**Set task**.
The data below should be printed in full, exactly, and without any of its images.

* Start Recorded information *

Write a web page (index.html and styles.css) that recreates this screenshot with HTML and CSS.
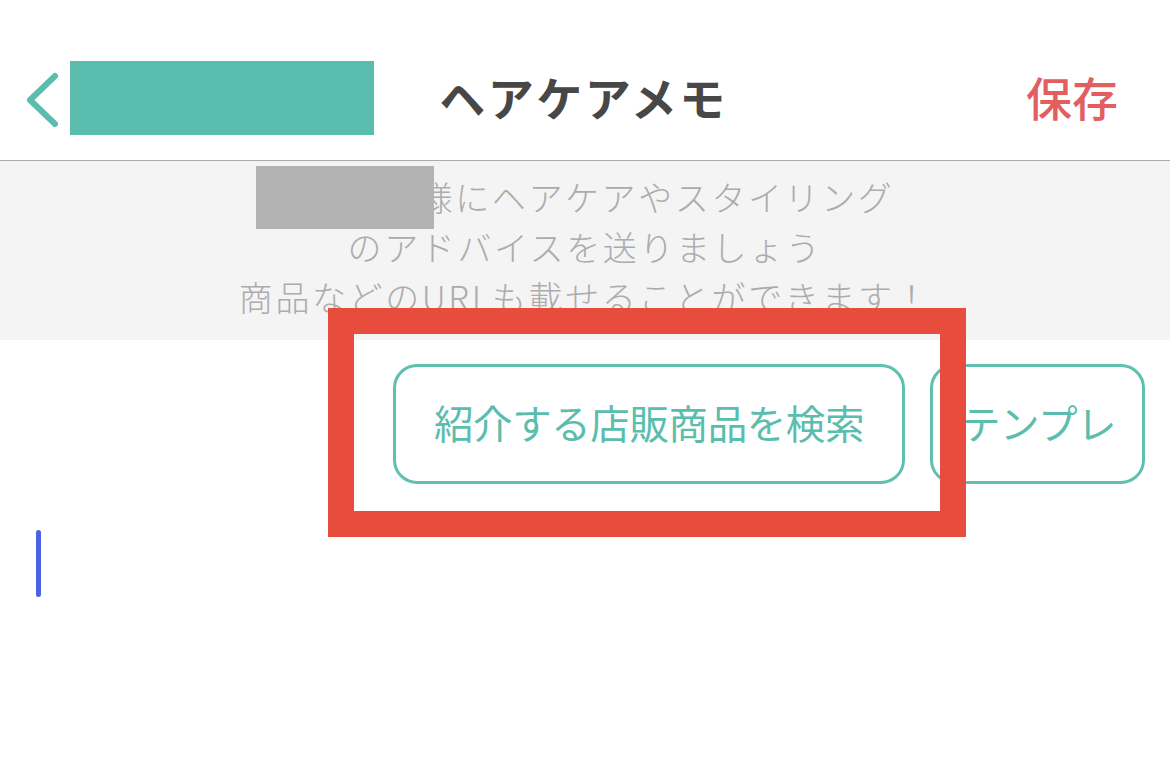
FILE: index.html
```html
<!DOCTYPE html>
<html lang="ja">
<head>
<meta charset="utf-8">
<link rel="stylesheet" href="styles.css">
</head>
<body>
<div class="page">
  <header class="header">
    <div class="left">
      <svg class="back" width="40" height="60" viewBox="0 0 40 60">
        <polyline points="31,8 6,32 31,56" fill="none" stroke="#5bbdad" stroke-width="6" stroke-linecap="round" stroke-linejoin="round"/>
      </svg>
      <div class="name-redact"></div>
    </div>
    <h1 class="title">ヘアケアメモ</h1>
    <div class="save">保存</div>
  </header>
  <section class="info">
    <p class="line first"><span class="redact"></span>様にヘアケアやスタイリング</p>
    <p class="line">のアドバイスを送りましょう</p>
    <p class="line">商品などのURLも載せることができます！</p>
  </section>
  <div class="actions">
    <button class="pill pill-search">紹介する店販商品を検索</button>
    <button class="pill pill-template">テンプレ</button>
  </div>
  <div class="editor">
    <span class="caret"></span>
  </div>
  <div class="highlight"></div>
</div>
</body>
</html>
```
FILE: styles.css
```css
* { box-sizing: border-box; }
html, body {
  margin: 0;
  padding: 0;
  background: #ffffff;
}
body {
  font-family: "Noto Sans CJK JP", "Noto Sans", sans-serif;
  width: 1170px;
  height: 772px;
  overflow: hidden;
}
.page {
  position: relative;
  width: 1170px;
  height: 772px;
}
.header {
  height: 161px;
  border-bottom: 1px solid #ababab;
  display: grid;
  grid-template-columns: 1fr auto 1fr;
  align-items: center;
  padding: 38px 52px 0 24px;
}
.left {
  display: flex;
  align-items: center;
  gap: 6px;
  padding-bottom: 2px;
}
.back { display: block; }
.name-redact {
  width: 304px;
  height: 74px;
  background: #5bbdad;
}
.title {
  margin: 0 0 0 25px;
  font-size: 46px;
  font-weight: 700;
  color: #474747;
  letter-spacing: 2.5px;
  line-height: 1;
  padding-bottom: 6px;
}
.save {
  justify-self: end;
  font-size: 46px;
  color: #e35f5f;
  font-weight: 500;
  line-height: 1;
  padding-bottom: 6px;
}
.info {
  height: 179px;
  background: #f4f4f4;
  padding-top: 11px;
  display: flex;
  flex-direction: column;
  align-items: center;
}
.line {
  margin: 0;
  font-size: 34px;
  font-weight: 300;
  color: #acacac;
  letter-spacing: 2.6px;
  line-height: 50px;
  height: 50px;
  display: flex;
  align-items: center;
  white-space: nowrap;
}
.line.first { transform: translateX(-10px); }
.redact {
  display: inline-block;
  position: relative;
  z-index: 1;
  width: 178px;
  height: 63px;
  margin-right: -15px;
  background: #b3b3b3;
}
.actions {
  display: flex;
  justify-content: flex-end;
  gap: 25px;
  padding: 24px 25px 0 0;
}
.pill {
  height: 120px;
  border: 3px solid #5fc0b0;
  border-radius: 24px;
  background: #ffffff;
  color: #5bbdad;
  font-family: "Noto Sans CJK JP", "Noto Sans", sans-serif;
  font-size: 39.5px;
  font-weight: 400;
  letter-spacing: -0.4px;
  padding: 0;
  display: flex;
  align-items: center;
  justify-content: center;
  padding-bottom: 6px;
}
.pill-search { width: 512px; }
.pill-template { width: 215px; padding-left: 2px; }
.editor {
  padding: 46px 0 0 36px;
}
.caret {
  display: block;
  width: 5px;
  height: 67px;
  border-radius: 3px;
  background: #4a63e2;
}
.highlight {
  position: absolute;
  left: 328px;
  top: 308px;
  width: 638px;
  height: 229px;
  border: 26px solid #e84c3d;
}
```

* End Recorded information *

**Solution to this task**.
Write a web page (index.html and styles.css) that recreates this screenshot with HTML and CSS.
FILE: index.html
```html
<!DOCTYPE html>
<html lang="ja">
<head>
<meta charset="utf-8">
<link rel="stylesheet" href="styles.css">
</head>
<body>
<div class="page">
  <header class="header">
    <div class="left">
      <svg class="back" width="40" height="60" viewBox="0 0 40 60">
        <polyline points="31,8 6,32 31,56" fill="none" stroke="#5bbdad" stroke-width="6" stroke-linecap="round" stroke-linejoin="round"/>
      </svg>
      <div class="name-redact"></div>
    </div>
    <h1 class="title">ヘアケアメモ</h1>
    <div class="save">保存</div>
  </header>
  <section class="info">
    <p class="line first"><span class="redact"></span>様にヘアケアやスタイリング</p>
    <p class="line">のアドバイスを送りましょう</p>
    <p class="line">商品などのURLも載せることができます！</p>
  </section>
  <div class="actions">
    <button class="pill pill-search">紹介する店販商品を検索</button>
    <button class="pill pill-template">テンプレ</button>
  </div>
  <div class="editor">
    <span class="caret"></span>
  </div>
  <div class="highlight"></div>
</div>
</body>
</html>
```
FILE: styles.css
```css
* { box-sizing: border-box; }
html, body {
  margin: 0;
  padding: 0;
  background: #ffffff;
}
body {
  font-family: "Noto Sans CJK JP", "Noto Sans", sans-serif;
  width: 1170px;
  height: 772px;
  overflow: hidden;
}
.page {
  position: relative;
  width: 1170px;
  height: 772px;
}
.header {
  height: 161px;
  border-bottom: 1px solid #ababab;
  display: grid;
  grid-template-columns: 1fr auto 1fr;
  align-items: center;
  padding: 38px 52px 0 24px;
}
.left {
  display: flex;
  align-items: center;
  gap: 6px;
  padding-bottom: 2px;
}
.back { display: block; }
.name-redact {
  width: 304px;
  height: 74px;
  background: #5bbdad;
}
.title {
  margin: 0 0 0 25px;
  font-size: 46px;
  font-weight: 700;
  color: #474747;
  letter-spacing: 2.5px;
  line-height: 1;
  padding-bottom: 6px;
}
.save {
  justify-self: end;
  font-size: 46px;
  color: #e35f5f;
  font-weight: 500;
  line-height: 1;
  padding-bottom: 6px;
}
.info {
  height: 179px;
  background: #f4f4f4;
  padding-top: 11px;
  display: flex;
  flex-direction: column;
  align-items: center;
}
.line {
  margin: 0;
  font-size: 34px;
  font-weight: 300;
  color: #acacac;
  letter-spacing: 2.6px;
  line-height: 50px;
  height: 50px;
  display: flex;
  align-items: center;
  white-space: nowrap;
}
.line.first { transform: translateX(-10px); }
.redact {
  display: inline-block;
  position: relative;
  z-index: 1;
  width: 178px;
  height: 63px;
  margin-right: -15px;
  background: #b3b3b3;
}
.actions {
  display: flex;
  justify-content: flex-end;
  gap: 25px;
  padding: 24px 25px 0 0;
}
.pill {
  height: 120px;
  border: 3px solid #5fc0b0;
  border-radius: 24px;
  background: #ffffff;
  color: #5bbdad;
  font-family: "Noto Sans CJK JP", "Noto Sans", sans-serif;
  font-size: 39.5px;
  font-weight: 400;
  letter-spacing: -0.4px;
  padding: 0;
  display: flex;
  align-items: center;
  justify-content: center;
  padding-bottom: 6px;
}
.pill-search { width: 512px; }
.pill-template { width: 215px; padding-left: 2px; }
.editor {
  padding: 46px 0 0 36px;
}
.caret {
  display: block;
  width: 5px;
  height: 67px;
  border-radius: 3px;
  background: #4a63e2;
}
.highlight {
  position: absolute;
  left: 328px;
  top: 308px;
  width: 638px;
  height: 229px;
  border: 26px solid #e84c3d;
}
```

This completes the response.